L’accord de ce nouveau traité fait suite aux enjeux du Programme de développement durable à horizon 2030 sur les océans et au Cadre mondial pour la biodiversité de Kunming-Montréal issu de la COP15.
Les objectifs du traité sont :
- la définition d'un cadre réglementaire ;
- la reconnaissance d'un patrimoine commun de l'humanité ;
- l'internationalisation des décisions sur les études d'impact environnemental ;
- le partage juste et équitable des avantages découlant des ressources génétiques marines ;
- la création d'aires protégées marines afin de préserver, restaurer et maintenir la biodiversité ;
- la production de connaissances, d'innovations techniques et d'une compréhension scientifique.
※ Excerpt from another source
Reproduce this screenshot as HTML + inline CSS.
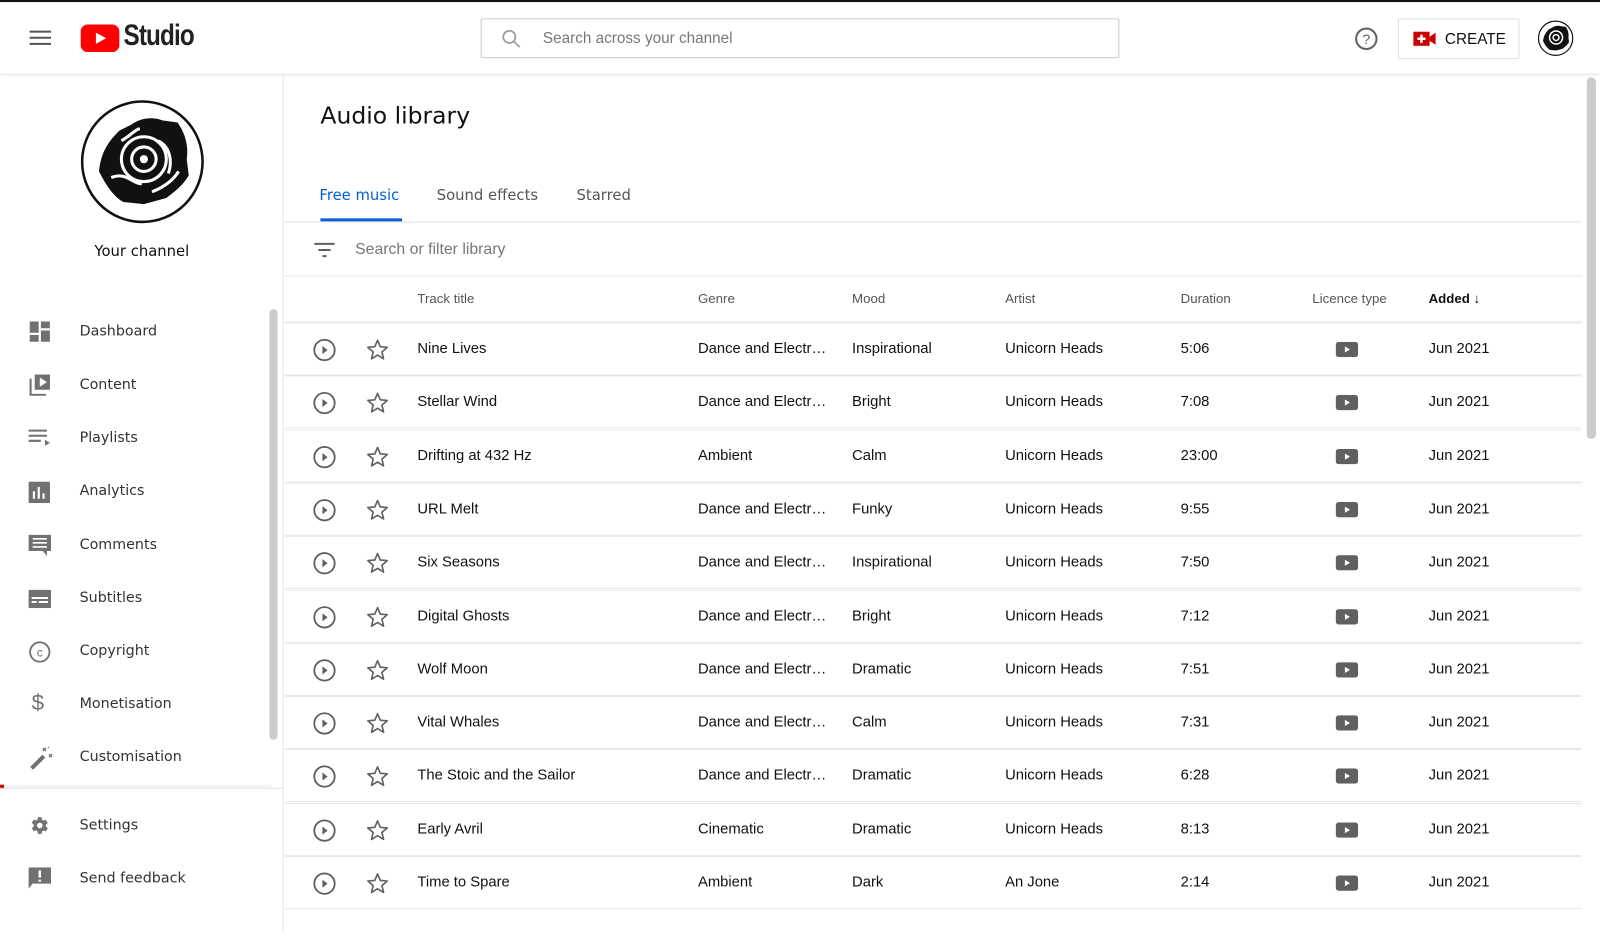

Les ONG plutôt satisfaites malgré des lacunes
Pour Greenpeace France, qui a salué le soir même le fait qu’un accord ait été trouvé, il persiste encore des « problèmes majeurs ». L’association a fait valoir qu’il s’agissait d’un traité viable, véritable point de départ pour la protection de 30 % des océans de la planète, mais que le texte devra passer « par une révision technique et une traduction, avant d’être officiellement adopté lors d’une autre session ». La principale question qui subsiste concerne la mise en pratique du traité par les gouvernements et notamment le principe du partage des bénéfices des ressources marines génétiques collectées en haute mer.
Pour Laura Meller, chargée de la campagne océans pour Greenpeace Nordic, « C’est un jour historique pour la conservation des océans et le signe que dans un monde divisé, la protection de la nature et des personnes peut triompher de la géopolitique », a-t-elle souligné depuis New York.
Pour le WWF, « Le traité sur la haute mer permettra un type de surveillance et d'intégration dont nous avons besoin si nous voulons que l'océan continue à fournir les avantages sociaux, économiques et environnementaux dont l'humanité jouit actuellement », a déclaré Jessica Battle, experte en politique et gouvernance des océans, qui a dirigé l'équipe du WWF lors des négociations.
Le WWF précise que les activités en haute mer vont être soumises « à des évaluations d'impact environnemental proportionnelles à l'ampleur des conséquences ». Des évaluations primordiales pour les futures activités, « dont les impacts sont actuellement très mal connus, comme l'exploitation minière des fonds marins ainsi que le captage et le stockage du carbone en eaux profondes. »
Autre attente forte de l’association, un organe scientifique et technique doit être créé pour jouer un rôle déterminant en garantissant que « les plans de gestion des aires marines protégées soient évalués de manière rigoureuse ». Il permettra à la communauté internationale d'accéder plus facilement aux rapports d'évaluation de l'impact environnemental réalisé.